The Empress-queen of Hungary undertook to extirpate this evil, and laboured with a perseverance praiseworthy in its principles, and deserving of a better cause. What followed? Corruption extended itself in public and private life: the conjugal bed was violated; the seat of justice was corrupted; adultery gained all that was lost by prostitution: the magistrates made a trade of their connivance; fraud, prevarication, oppression, extortion, spread themselves in the country, and the evil which it was sought to destroy, being obliged to hide itself, only became more dangerous.
Among the Greeks, this profession was tolerated, sometimes even encouraged; but it was not allowed to parents to traffic in the honour of their daughters. Among the Romans, in what are called the best times of their republic, the laws were silent upon the subject. The saying of Cato, to the young man whom he met on leaving a place of ill name is a proof of it: Cato was not a man to encourage the violation of the laws.
In the metropolis of the christian world, this vocation is openly exercised.* This was without doubt one of the reasons for the excessive rigour of the protestants.
At Venice, the profession of a courtezan was publicly authorized under the republic.
In the capital of Holland, houses of this nature receive a licence from the magistrate.
Retif de la Bretonne published an ingenious work, entitled Pornographe, in which he proposed to government to found an institution, subject to regulations, for the reception and government of prostitutes.
The toleration of this evil is useful in some respects in great towns: its prohibition is useless; it has even particular inconveniences.
The hospitals established in London for repentant girls are good institutions: but those who regard prostitution with absolute rigour are not consistent with themselves, when they approve of these charitable foundations. If they reform some, they encourage others. The hospital at Chelsea, is it not an encouragement for soldiers? and that at Greenwich, for sailors?
It would be desirable to institute annuities, commencing at a certain age: these annuities should be adapted to this sad condition, in which the period of harvest is necessarily short, but in which there are sometimes considerable profits.
The spirit of economy springs up with little encouragement, and always goes on increasing a sum too small to offer any resource, as actual capital may yield a considerable annuity at a distant period.
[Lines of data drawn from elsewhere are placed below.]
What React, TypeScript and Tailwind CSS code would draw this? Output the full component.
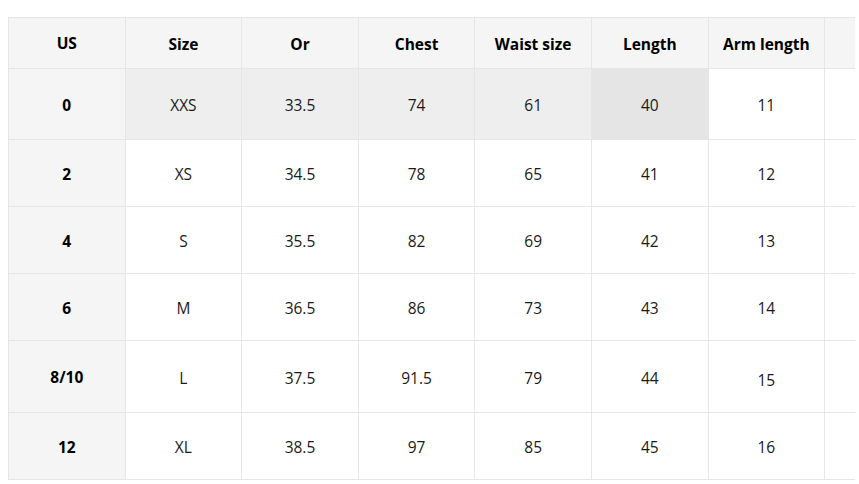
import React from 'react';

const headers = ['US', 'Size', 'Or', 'Chest', 'Waist size', 'Length', 'Arm length', ''];

const rows: { h: string; cells: string[] }[] = [
    { h: 'h-[71px]', cells: ['0', 'XXS', '33.5', '74', '61', '40', '11', ''] },
    { h: 'h-[67px]', cells: ['2', 'XS', '34.5', '78', '65', '41', '12', ''] },
    { h: 'h-[67px]', cells: ['4', 'S', '35.5', '82', '69', '42', '13', ''] },
    { h: 'h-[67px]', cells: ['6', 'M', '36.5', '86', '73', '43', '14', ''] },
    { h: 'h-[72px]', cells: ['8/10', 'L', '37.5', '91.5', '79', '44', '15', ''] },
    { h: 'h-[67px]', cells: ['12', 'XL', '38.5', '97', '85', '45', '16', ''] },
];

const cellBg = (ri: number, ci: number) => {
    if (ci === 0) return 'bg-[#f5f5f5] font-bold';
    if (ri === 0 && ci === 5) return 'bg-[#e5e5e5]';
    if (ri === 0 && ci < 5) return 'bg-[#eeeeee]';
    return 'bg-white';
};

const App: React.FC = () => {
    return (
        <div className="w-[859px] h-[484px] bg-white pt-[17px] pl-[8px] font-['Open_Sans',sans-serif] text-[15.5px] text-[#1a1a1a]">
            <div className="w-[847px] overflow-hidden">
                <table className="table-fixed border-collapse w-[933px]">
                    <colgroup>
                        {headers.map((_, i) => (
                            <col key={i} className="w-[116.6px]" />
                        ))}
                    </colgroup>
                    <thead>
                        <tr className="h-[51px] bg-[#f5f5f5]">
                            {headers.map((t, i) => (
                                <th
                                    key={i}
                                    className={`border border-[#e6e6e6] text-center align-middle font-bold text-black ${i === 0 ? 'pt-[1px]' : 'pt-[3px]'}`}
                                >
                                    {t}
                                </th>
                            ))}
                        </tr>
                    </thead>
                    <tbody>
                        {rows.map((r, ri) => (
                            <tr key={ri} className={r.h}>
                                {r.cells.map((c, ci) => (
                                    <td
                                        key={ci}
                                        className={`border border-[#e6e6e6] text-center align-middle ${cellBg(ri, ci)} ${ci === 0 ? 'text-black pt-[3px]' : 'pt-[4px]'} ${ri === 4 && ci === 6 ? 'pt-[9px]' : ''} ${ri === 4 && ci > 0 && ci < 6 ? 'pt-[3px]' : ''}`}
                                    >
                                        {c}
                                    </td>
                                ))}
                            </tr>
                        ))}
                    </tbody>
                </table>
            </div>
        </div>
    );
};

export default App;
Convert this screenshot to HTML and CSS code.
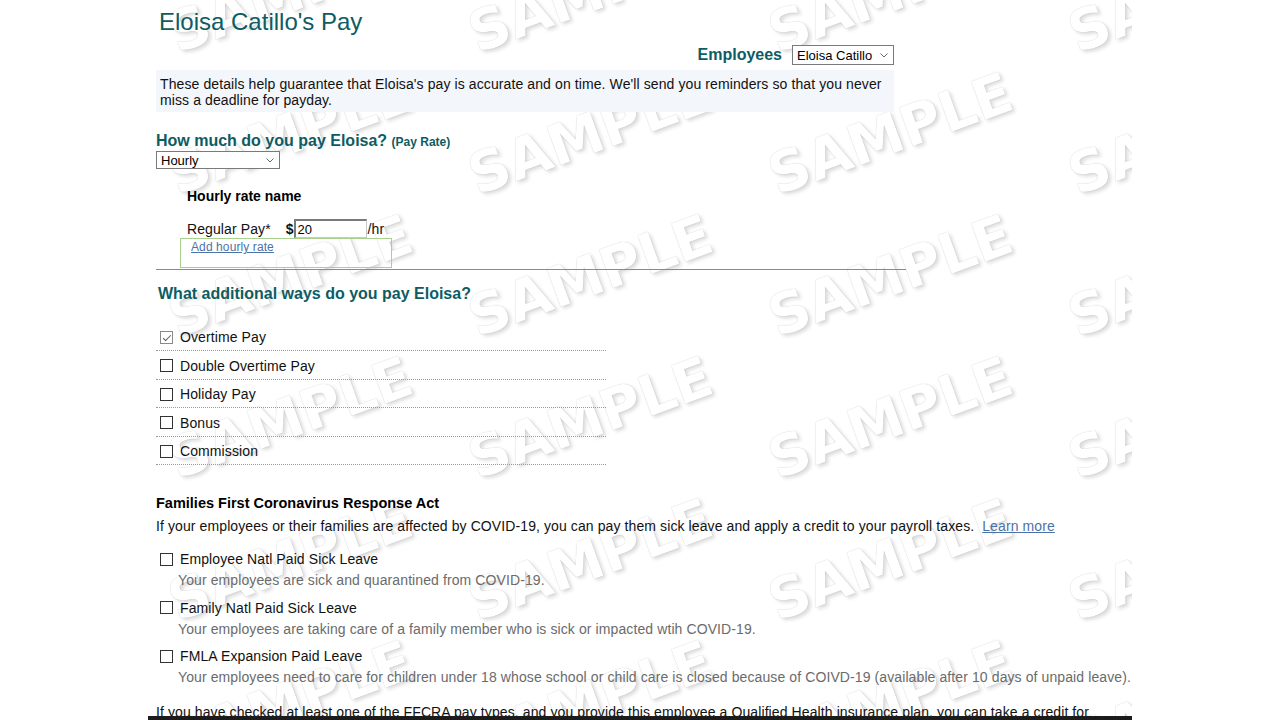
FILE: index.html
```html
<!DOCTYPE html>
<html lang="en">
<head>
    <meta charset="UTF-8">
    <meta name="viewport" content="width=device-width, initial-scale=1.0">
    <title>Eloisa Catillo's Pay</title>
    <link rel="stylesheet" href="styles.css">
</head>
<body>
    <div class="page">
        <!-- sample watermark, sits behind the form -->
        <div class="watermark" aria-hidden="true">
            <span>SAMPLE</span><span>SAMPLE</span><span>SAMPLE</span><span>SAMPLE</span>
            <span>SAMPLE</span><span>SAMPLE</span><span>SAMPLE</span><span>SAMPLE</span>
            <span>SAMPLE</span><span>SAMPLE</span><span>SAMPLE</span><span>SAMPLE</span>
            <span>SAMPLE</span><span>SAMPLE</span><span>SAMPLE</span><span>SAMPLE</span>
            <span>SAMPLE</span><span>SAMPLE</span><span>SAMPLE</span><span>SAMPLE</span>
            <span>SAMPLE</span><span>SAMPLE</span><span>SAMPLE</span><span>SAMPLE</span>
            <span>SAMPLE</span><span>SAMPLE</span><span>SAMPLE</span><span>SAMPLE</span>
        </div>

        <div class="content">
            <h1 class="page-title">Eloisa Catillo's Pay</h1>

            <div class="employee-picker">
                <label for="employee">Employees</label>
                <span class="select-wrap select-employee">
                    <select id="employee">
                        <option>Eloisa Catillo</option>
                    </select>
                    <svg class="chevron" width="8" height="5" viewBox="0 0 8 5"><path d="M0.5 0.5 L4 4 L7.5 0.5" fill="none" stroke="#666" stroke-width="1"/></svg>
                </span>
            </div>

            <p class="intro">These details help guarantee that Eloisa's pay is accurate and on time. We'll send you reminders so that you never miss a deadline for payday.</p>

            <h2 class="section-title">How much do you pay Eloisa? <small>(Pay Rate)</small></h2>
            <span class="select-wrap select-rate">
                <select id="rate-type">
                    <option>Hourly</option>
                    <option>Salary</option>
                </select>
                <svg class="chevron" width="8" height="5" viewBox="0 0 8 5"><path d="M0.5 0.5 L4 4 L7.5 0.5" fill="none" stroke="#666" stroke-width="1"/></svg>
            </span>

            <div class="rate-block">
                <h3>Hourly rate name</h3>
                <div class="rate-row">
                    <label for="regular">Regular Pay*</label>
                    <span class="dollar">$</span>
                    <input type="text" id="regular" value="20">
                    <span class="unit">/hr</span>
                </div>
                <div class="add-rate"><a href="#">Add hourly rate</a></div>
            </div>

            <div class="divider"></div>

            <h2 class="section-title alt">What additional ways do you pay Eloisa?</h2>
            <ul class="pay-types">
                <li><label><input type="checkbox" checked> Overtime Pay</label></li>
                <li><label><input type="checkbox"> Double Overtime Pay</label></li>
                <li><label><input type="checkbox"> Holiday Pay</label></li>
                <li><label><input type="checkbox"> Bonus</label></li>
                <li><label><input type="checkbox"> Commission</label></li>
            </ul>

            <h4 class="ffcra-title">Families First Coronavirus Response Act</h4>
            <p class="ffcra-intro">If your employees or their families are affected by COVID-19, you can pay them sick leave and apply a credit to your payroll taxes.&nbsp; <a href="#">Learn more</a></p>

            <div class="leaves">
                <div class="leave">
                    <label><input type="checkbox"> Employee Natl Paid Sick Leave</label>
                    <p class="leave-desc">Your employees are sick and quarantined from COVID-19.</p>
                </div>
                <div class="leave">
                    <label><input type="checkbox"> Family Natl Paid Sick Leave</label>
                    <p class="leave-desc">Your employees are taking care of a family member who is sick or impacted wtih COVID-19.</p>
                </div>
                <div class="leave">
                    <label><input type="checkbox"> FMLA Expansion Paid Leave</label>
                    <p class="leave-desc">Your employees need to care for children under 18 whose school or child care is closed because of COIVD-19 (available after 10 days of unpaid leave).</p>
                </div>
            </div>

            <p class="ffcra-note">If you have checked at least one of the FFCRA pay types, and you provide this employee a Qualified Health insurance plan, you can take a credit for the cost of the health coverage you pay for during the leave.</p>
        </div>
    </div>
    <div class="bottom-bar"></div>
</body>
</html>
```

FILE: styles.css
```css
body {
    margin: 0;
    font-family: "Liberation Sans", Arial, sans-serif;
    font-size: 14px;
    letter-spacing: 0.1px;
    color: #111;
    background: #fff;
}
.page {
    position: relative;
    width: 984px;
    margin: 0 auto;
    overflow: hidden;
}
.watermark {
    position: absolute;
    top: -80px;
    left: -8px;
    display: grid;
    grid-template-columns: repeat(4, 300px);
    grid-auto-rows: 142px;
    place-items: center;
    z-index: 0;
    pointer-events: none;
}
.watermark span {
    font-family: "DejaVu Sans", sans-serif;
    font-weight: bold;
    font-size: 56px;
    letter-spacing: 0;
    color: #fff;
    white-space: nowrap;
    transform: rotate(-20deg);
    text-shadow: 0 0 1px rgba(0, 0, 0, 0.25), 2px 3px 4px rgba(0, 0, 0, 0.14);
}
.content {
    position: relative;
    z-index: 1;
    padding: 8px 0 40px 8px;
}
.page-title {
    margin: 0;
    padding-left: 3px;
    font-size: 24px;
    line-height: 28px;
    font-weight: normal;
    letter-spacing: 0;
    color: #0d5c63;
}
.employee-picker {
    display: flex;
    justify-content: flex-end;
    align-items: center;
    gap: 10px;
    width: 738px;
    height: 20px;
    margin-top: 9px;
}
.employee-picker label {
    font-size: 16px;
    font-weight: bold;
    line-height: 20px;
    letter-spacing: 0;
    color: #0d5c63;
}
.select-wrap {
    position: relative;
    display: inline-block;
}
.select-wrap select {
    display: block;
    appearance: none;
    -webkit-appearance: none;
    box-sizing: border-box;
    margin: 0;
    padding: 0 18px 0 4px;
    border: 1px solid #7a7a7a;
    border-radius: 0;
    background: #fff;
    font-family: "Liberation Sans", Arial, sans-serif;
    font-size: 13px;
    color: #000;
}
.select-wrap .chevron {
    position: absolute;
    right: 6px;
    top: 50%;
    margin-top: -2px;
    pointer-events: none;
}
.select-employee select {
    width: 102px;
    height: 20px;
}
.select-rate {
    display: block;
    width: 124px;
}
.select-rate select {
    width: 124px;
    height: 18px;
}
.intro {
    width: 738px;
    box-sizing: border-box;
    margin: 5px 0 0;
    padding: 6px 4px 4px;
    background: #f3f6fa;
    line-height: 16px;
    color: #111;
}
.section-title {
    margin: 20px 0 0;
    font-size: 16px;
    line-height: 18px;
    font-weight: bold;
    letter-spacing: 0;
    color: #0d5c63;
}
.section-title small {
    font-size: 12px;
}
.section-title.alt {
    margin-top: 15px;
    padding-left: 2px;
}
.rate-block h3 {
    margin: 19px 0 0;
    padding-left: 31px;
    font-size: 14px;
    line-height: 16px;
    letter-spacing: 0;
    color: #000;
}
.rate-row {
    display: flex;
    align-items: baseline;
    margin-top: 15px;
    padding-left: 31px;
}
.rate-row label {
    margin-right: 15px;
}
.rate-row .dollar {
    font-weight: bold;
}
.rate-row input {
    box-sizing: border-box;
    width: 73px;
    height: 19px;
    margin: 0;
    padding: 0 2px;
    border-top: 2px solid #7a7a7a;
    border-left: 2px solid #7a7a7a;
    border-right: 1px solid #c8c8c8;
    border-bottom: 1px solid #c8c8c8;
    font-family: "Liberation Sans", Arial, sans-serif;
    font-size: 13px;
    color: #000;
}
.rate-row .unit {
    margin-left: 1px;
}
.add-rate {
    box-sizing: border-box;
    width: 212px;
    height: 30px;
    margin-left: 24px;
    padding: 1px 10px;
    border: 1px solid #a9d18e;
    font-size: 12px;
    line-height: 14px;
}
.add-rate a,
.ffcra-intro a {
    color: #4d72a8;
}
.divider {
    width: 750px;
    height: 1px;
    margin-top: 1px;
    background: #6f8fb8;
}
.pay-types {
    list-style: none;
    width: 450px;
    margin: 19.5px 0 0;
    padding: 0;
}
.pay-types li {
    padding: 4.5px 0 3px;
    line-height: 20px;
    border-bottom: 1px dotted #9a9a9a;
}
.pay-types label,
.leave label {
    display: flex;
    align-items: center;
}
input[type="checkbox"] {
    appearance: none;
    -webkit-appearance: none;
    position: relative;
    flex: none;
    width: 13px;
    height: 13px;
    margin: 0 7px 0 4px;
    border: 1px solid #333;
    background: #fff;
}
input[type="checkbox"]:checked {
    border-color: #8a8a8a;
}
input[type="checkbox"]:checked::after {
    content: "";
    position: absolute;
    left: 3.5px;
    top: 1px;
    width: 3px;
    height: 7px;
    border: solid #5a5a5a;
    border-width: 0 1px 1px 0;
    transform: rotate(45deg);
}
.ffcra-title {
    margin: 30px 0 0;
    font-size: 14.5px;
    line-height: 16px;
    font-weight: bold;
    letter-spacing: 0;
    color: #000;
}
.ffcra-intro {
    margin: 7px 0 0;
    line-height: 16px;
}
.leaves {
    margin-top: 15px;
}
.leave {
    margin-bottom: 6.5px;
}
.leave label {
    line-height: 20px;
}
.leave-desc {
    margin: 0 0 0 22px;
    line-height: 22px;
    color: #6b6b6b;
}
.ffcra-note {
    max-width: 940px;
    margin: 16px 0 0;
    line-height: 16px;
}
.bottom-bar {
    position: fixed;
    left: 0;
    right: 0;
    bottom: 0;
    width: 984px;
    height: 4px;
    margin: 0 auto;
    background: #1c1c1c;
    z-index: 5;
}
```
Upon points of morality, where there are contested questions, it is well to consult the laws of different nations. This is to the mind a species of travelling. In the course of this exercise, whilst the usages of other nations pass in review before us, we become disengaged from local and national prejudices.
[* ]Written in 1782.
[* ]Written 1782. This is not true at this time, 1820. It remains to be seen if this severity be beneficial to good manners.—Dumont.